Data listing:
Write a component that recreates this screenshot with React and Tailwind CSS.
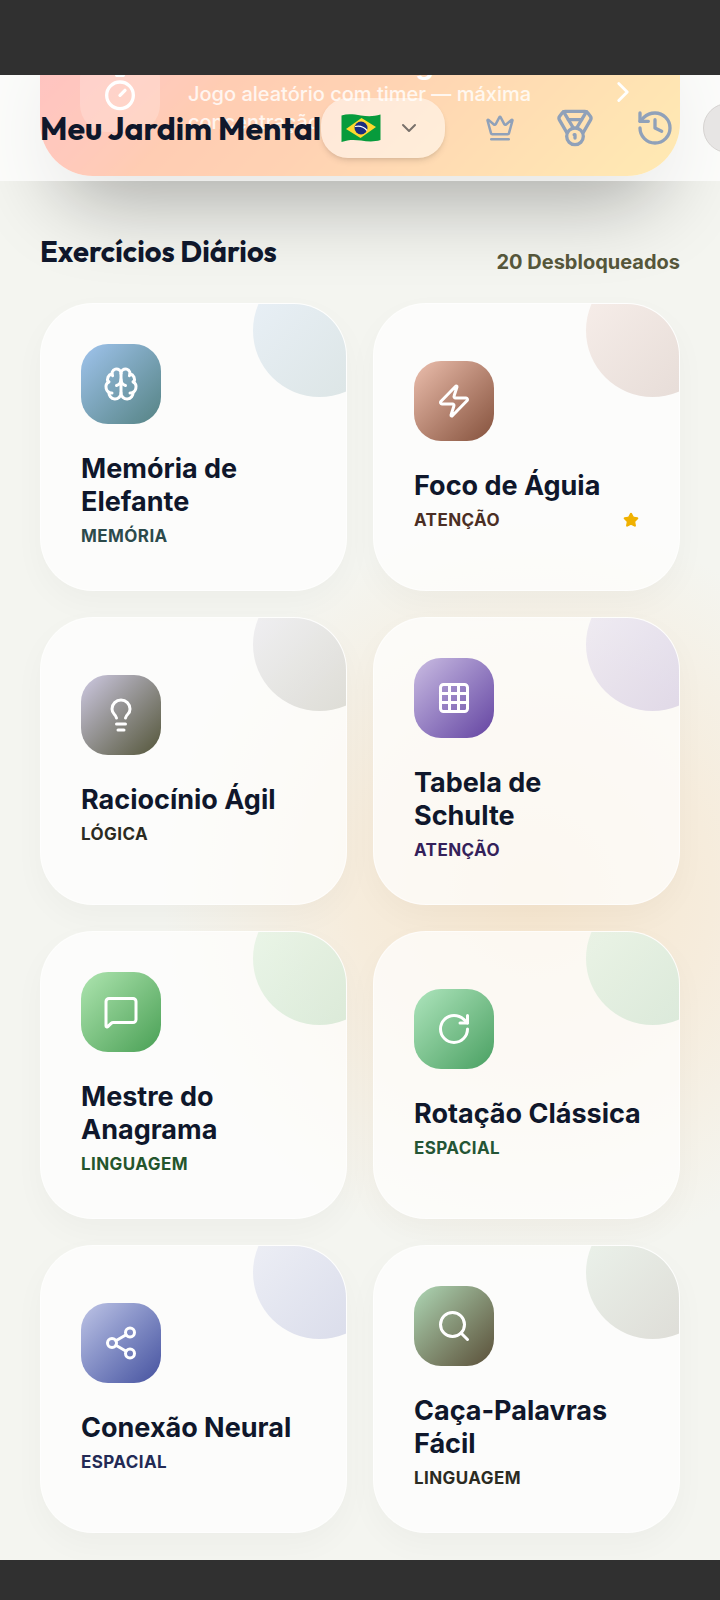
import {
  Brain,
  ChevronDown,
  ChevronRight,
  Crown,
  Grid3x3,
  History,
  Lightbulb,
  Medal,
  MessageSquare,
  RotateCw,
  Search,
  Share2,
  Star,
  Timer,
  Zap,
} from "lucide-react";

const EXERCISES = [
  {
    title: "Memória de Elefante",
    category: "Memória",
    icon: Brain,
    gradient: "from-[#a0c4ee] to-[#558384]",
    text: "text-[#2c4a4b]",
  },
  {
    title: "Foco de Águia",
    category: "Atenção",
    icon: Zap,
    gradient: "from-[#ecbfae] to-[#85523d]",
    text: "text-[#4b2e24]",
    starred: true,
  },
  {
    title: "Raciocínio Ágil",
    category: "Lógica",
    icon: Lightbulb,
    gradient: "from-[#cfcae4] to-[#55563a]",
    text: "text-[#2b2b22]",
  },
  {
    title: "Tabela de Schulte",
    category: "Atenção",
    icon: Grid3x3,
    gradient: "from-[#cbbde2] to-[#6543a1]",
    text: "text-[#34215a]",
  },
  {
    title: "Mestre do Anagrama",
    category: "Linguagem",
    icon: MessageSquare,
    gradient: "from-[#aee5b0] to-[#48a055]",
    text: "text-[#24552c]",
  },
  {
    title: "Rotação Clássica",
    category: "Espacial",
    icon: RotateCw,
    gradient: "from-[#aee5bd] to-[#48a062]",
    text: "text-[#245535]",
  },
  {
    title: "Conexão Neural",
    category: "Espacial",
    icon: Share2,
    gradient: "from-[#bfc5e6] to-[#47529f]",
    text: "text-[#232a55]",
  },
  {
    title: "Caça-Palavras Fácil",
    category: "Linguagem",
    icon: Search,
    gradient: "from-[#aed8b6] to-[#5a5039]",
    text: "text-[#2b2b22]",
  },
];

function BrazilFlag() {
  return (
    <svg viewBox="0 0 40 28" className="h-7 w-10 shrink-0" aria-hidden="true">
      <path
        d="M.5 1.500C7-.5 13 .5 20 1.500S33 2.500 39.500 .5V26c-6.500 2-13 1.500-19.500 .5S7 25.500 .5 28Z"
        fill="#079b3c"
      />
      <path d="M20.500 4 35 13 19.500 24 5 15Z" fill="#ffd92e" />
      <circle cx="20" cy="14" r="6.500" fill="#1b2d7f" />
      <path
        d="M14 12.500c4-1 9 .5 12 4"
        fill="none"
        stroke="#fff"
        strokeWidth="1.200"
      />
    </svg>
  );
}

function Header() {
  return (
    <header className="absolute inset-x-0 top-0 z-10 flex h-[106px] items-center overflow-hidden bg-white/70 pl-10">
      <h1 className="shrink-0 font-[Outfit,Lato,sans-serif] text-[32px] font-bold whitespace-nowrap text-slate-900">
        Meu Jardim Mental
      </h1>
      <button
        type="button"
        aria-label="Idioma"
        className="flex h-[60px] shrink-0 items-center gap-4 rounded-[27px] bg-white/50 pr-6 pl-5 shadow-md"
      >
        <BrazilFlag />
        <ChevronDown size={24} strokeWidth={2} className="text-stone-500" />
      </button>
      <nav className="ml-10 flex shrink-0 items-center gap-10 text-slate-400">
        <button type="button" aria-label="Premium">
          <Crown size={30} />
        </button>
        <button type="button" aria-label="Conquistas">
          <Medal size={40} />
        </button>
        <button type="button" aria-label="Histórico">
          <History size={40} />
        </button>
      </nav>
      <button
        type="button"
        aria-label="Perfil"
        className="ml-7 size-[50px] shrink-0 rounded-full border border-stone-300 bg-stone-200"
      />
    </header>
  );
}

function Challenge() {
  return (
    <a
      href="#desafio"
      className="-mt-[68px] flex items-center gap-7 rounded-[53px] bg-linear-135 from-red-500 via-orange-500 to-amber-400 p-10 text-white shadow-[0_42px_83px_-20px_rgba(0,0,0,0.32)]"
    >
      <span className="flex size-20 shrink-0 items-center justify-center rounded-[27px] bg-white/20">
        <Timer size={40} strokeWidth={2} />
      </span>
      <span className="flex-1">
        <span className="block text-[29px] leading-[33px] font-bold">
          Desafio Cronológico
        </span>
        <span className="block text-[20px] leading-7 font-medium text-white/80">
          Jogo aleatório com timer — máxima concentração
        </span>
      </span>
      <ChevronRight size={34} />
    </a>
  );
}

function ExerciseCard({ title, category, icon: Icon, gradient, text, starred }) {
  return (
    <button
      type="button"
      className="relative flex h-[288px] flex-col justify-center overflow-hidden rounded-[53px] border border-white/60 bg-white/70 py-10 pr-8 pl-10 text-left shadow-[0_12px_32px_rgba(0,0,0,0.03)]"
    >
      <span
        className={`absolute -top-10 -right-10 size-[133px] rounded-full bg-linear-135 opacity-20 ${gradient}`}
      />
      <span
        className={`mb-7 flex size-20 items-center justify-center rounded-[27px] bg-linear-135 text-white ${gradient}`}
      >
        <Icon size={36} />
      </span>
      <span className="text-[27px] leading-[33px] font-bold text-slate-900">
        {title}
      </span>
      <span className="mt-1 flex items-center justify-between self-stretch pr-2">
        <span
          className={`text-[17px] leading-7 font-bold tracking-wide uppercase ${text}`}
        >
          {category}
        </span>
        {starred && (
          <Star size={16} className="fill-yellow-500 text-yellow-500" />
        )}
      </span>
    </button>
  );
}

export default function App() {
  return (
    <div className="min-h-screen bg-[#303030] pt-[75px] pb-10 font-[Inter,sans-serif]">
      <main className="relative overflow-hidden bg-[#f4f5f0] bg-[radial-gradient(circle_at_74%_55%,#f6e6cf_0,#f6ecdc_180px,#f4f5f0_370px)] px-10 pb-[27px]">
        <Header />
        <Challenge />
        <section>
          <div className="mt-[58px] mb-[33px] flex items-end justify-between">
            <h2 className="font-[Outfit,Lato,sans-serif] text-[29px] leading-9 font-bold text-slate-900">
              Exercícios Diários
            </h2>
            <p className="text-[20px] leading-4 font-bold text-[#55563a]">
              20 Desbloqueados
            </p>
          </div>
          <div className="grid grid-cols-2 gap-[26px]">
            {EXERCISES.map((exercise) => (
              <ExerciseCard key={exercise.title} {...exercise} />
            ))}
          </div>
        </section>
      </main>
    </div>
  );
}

...

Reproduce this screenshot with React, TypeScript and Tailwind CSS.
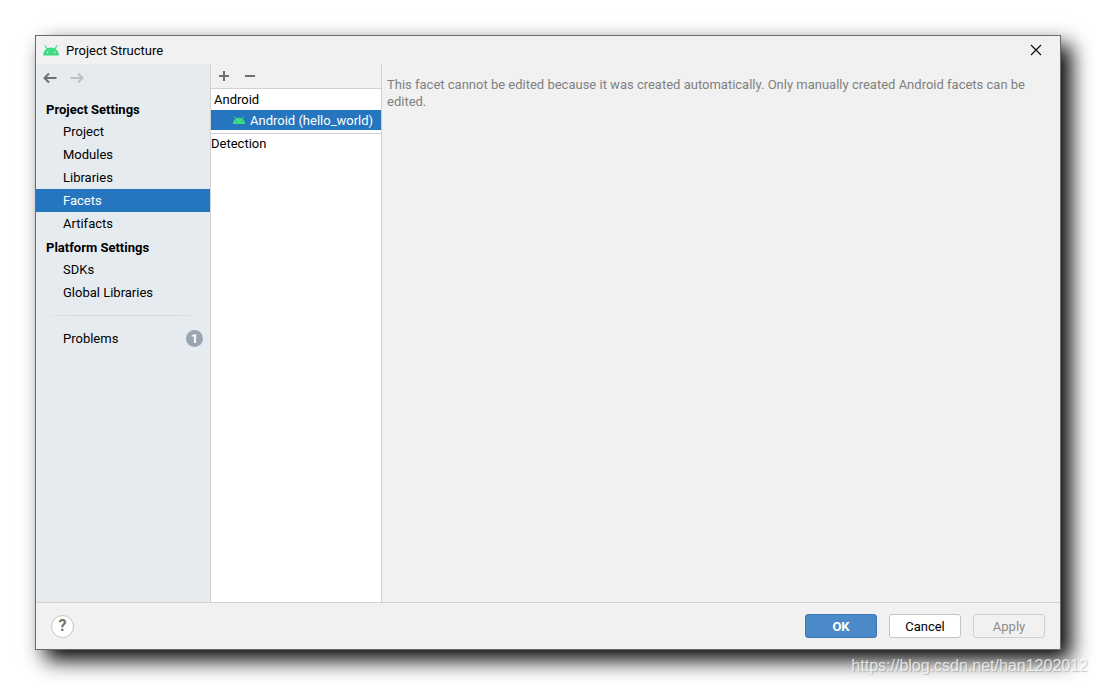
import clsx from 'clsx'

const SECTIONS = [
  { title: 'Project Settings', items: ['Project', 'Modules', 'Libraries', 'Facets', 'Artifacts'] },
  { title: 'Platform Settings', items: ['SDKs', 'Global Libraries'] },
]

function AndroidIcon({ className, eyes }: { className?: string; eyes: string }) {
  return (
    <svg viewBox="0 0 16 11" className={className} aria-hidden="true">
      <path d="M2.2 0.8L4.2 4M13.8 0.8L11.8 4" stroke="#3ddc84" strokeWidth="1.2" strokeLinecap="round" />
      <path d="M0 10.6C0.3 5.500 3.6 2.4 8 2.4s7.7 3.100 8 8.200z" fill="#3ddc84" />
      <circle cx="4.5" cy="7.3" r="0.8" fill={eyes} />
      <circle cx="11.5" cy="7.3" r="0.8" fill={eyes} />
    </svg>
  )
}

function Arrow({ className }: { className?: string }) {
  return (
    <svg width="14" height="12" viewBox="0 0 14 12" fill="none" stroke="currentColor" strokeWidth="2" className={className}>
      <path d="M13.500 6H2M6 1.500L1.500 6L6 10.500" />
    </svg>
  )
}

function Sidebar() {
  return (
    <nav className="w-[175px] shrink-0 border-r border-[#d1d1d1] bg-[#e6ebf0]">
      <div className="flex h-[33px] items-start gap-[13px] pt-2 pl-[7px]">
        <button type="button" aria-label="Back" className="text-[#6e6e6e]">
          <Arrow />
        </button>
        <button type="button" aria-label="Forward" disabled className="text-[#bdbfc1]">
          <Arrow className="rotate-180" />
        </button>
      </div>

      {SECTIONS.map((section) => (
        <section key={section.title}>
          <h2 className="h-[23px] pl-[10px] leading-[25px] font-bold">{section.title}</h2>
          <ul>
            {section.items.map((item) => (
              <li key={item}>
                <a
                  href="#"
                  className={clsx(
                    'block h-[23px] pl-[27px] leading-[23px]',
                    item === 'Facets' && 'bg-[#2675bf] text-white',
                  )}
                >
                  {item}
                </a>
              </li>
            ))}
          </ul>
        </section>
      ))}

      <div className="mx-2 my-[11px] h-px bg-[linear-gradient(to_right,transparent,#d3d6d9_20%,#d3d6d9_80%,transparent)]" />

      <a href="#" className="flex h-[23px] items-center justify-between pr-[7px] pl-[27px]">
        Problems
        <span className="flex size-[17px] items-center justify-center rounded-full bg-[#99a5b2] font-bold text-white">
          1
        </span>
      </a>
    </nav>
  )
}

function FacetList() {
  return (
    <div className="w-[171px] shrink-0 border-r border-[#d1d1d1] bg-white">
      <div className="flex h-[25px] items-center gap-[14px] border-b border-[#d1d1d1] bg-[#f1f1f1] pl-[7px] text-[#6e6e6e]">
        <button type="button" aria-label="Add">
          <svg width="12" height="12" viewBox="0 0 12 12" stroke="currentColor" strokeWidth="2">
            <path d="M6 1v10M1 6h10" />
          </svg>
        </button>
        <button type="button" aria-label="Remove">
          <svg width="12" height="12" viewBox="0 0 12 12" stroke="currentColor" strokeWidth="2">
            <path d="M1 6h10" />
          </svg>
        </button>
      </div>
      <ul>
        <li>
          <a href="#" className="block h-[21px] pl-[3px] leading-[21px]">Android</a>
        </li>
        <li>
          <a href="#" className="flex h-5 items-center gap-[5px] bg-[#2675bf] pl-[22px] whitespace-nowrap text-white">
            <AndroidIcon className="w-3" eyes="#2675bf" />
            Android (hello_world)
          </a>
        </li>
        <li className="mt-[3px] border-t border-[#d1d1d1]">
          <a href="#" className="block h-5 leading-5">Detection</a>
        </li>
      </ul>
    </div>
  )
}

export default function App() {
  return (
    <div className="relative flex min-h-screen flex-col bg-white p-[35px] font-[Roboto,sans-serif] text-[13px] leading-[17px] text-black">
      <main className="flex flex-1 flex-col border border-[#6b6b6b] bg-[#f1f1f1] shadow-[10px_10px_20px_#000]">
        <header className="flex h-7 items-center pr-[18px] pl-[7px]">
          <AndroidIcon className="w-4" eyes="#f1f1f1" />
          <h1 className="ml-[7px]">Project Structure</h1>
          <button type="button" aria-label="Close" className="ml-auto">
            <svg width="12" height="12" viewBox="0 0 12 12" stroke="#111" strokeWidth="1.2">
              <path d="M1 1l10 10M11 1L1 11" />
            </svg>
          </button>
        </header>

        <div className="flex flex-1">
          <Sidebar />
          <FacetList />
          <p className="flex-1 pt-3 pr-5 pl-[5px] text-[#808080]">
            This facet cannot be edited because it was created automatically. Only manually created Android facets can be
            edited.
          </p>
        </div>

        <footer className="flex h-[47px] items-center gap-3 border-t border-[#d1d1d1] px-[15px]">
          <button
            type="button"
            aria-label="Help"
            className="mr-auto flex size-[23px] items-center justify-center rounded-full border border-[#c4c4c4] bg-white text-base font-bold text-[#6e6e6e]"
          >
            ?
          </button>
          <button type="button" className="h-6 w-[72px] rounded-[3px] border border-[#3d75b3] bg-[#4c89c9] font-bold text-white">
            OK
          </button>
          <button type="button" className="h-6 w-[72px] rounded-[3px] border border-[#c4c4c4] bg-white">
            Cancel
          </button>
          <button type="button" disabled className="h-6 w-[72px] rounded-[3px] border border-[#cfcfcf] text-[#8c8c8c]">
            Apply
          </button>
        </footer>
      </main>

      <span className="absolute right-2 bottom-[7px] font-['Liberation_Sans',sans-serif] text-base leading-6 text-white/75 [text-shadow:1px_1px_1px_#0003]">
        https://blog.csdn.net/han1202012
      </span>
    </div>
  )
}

Aim: Report all lines of the material that contain the word "with".

Task response:
Write a component that recreates this screenshot with React and Tailwind CSS.
Reproduce this screenshot with React, TypeScript and Tailwind CSS.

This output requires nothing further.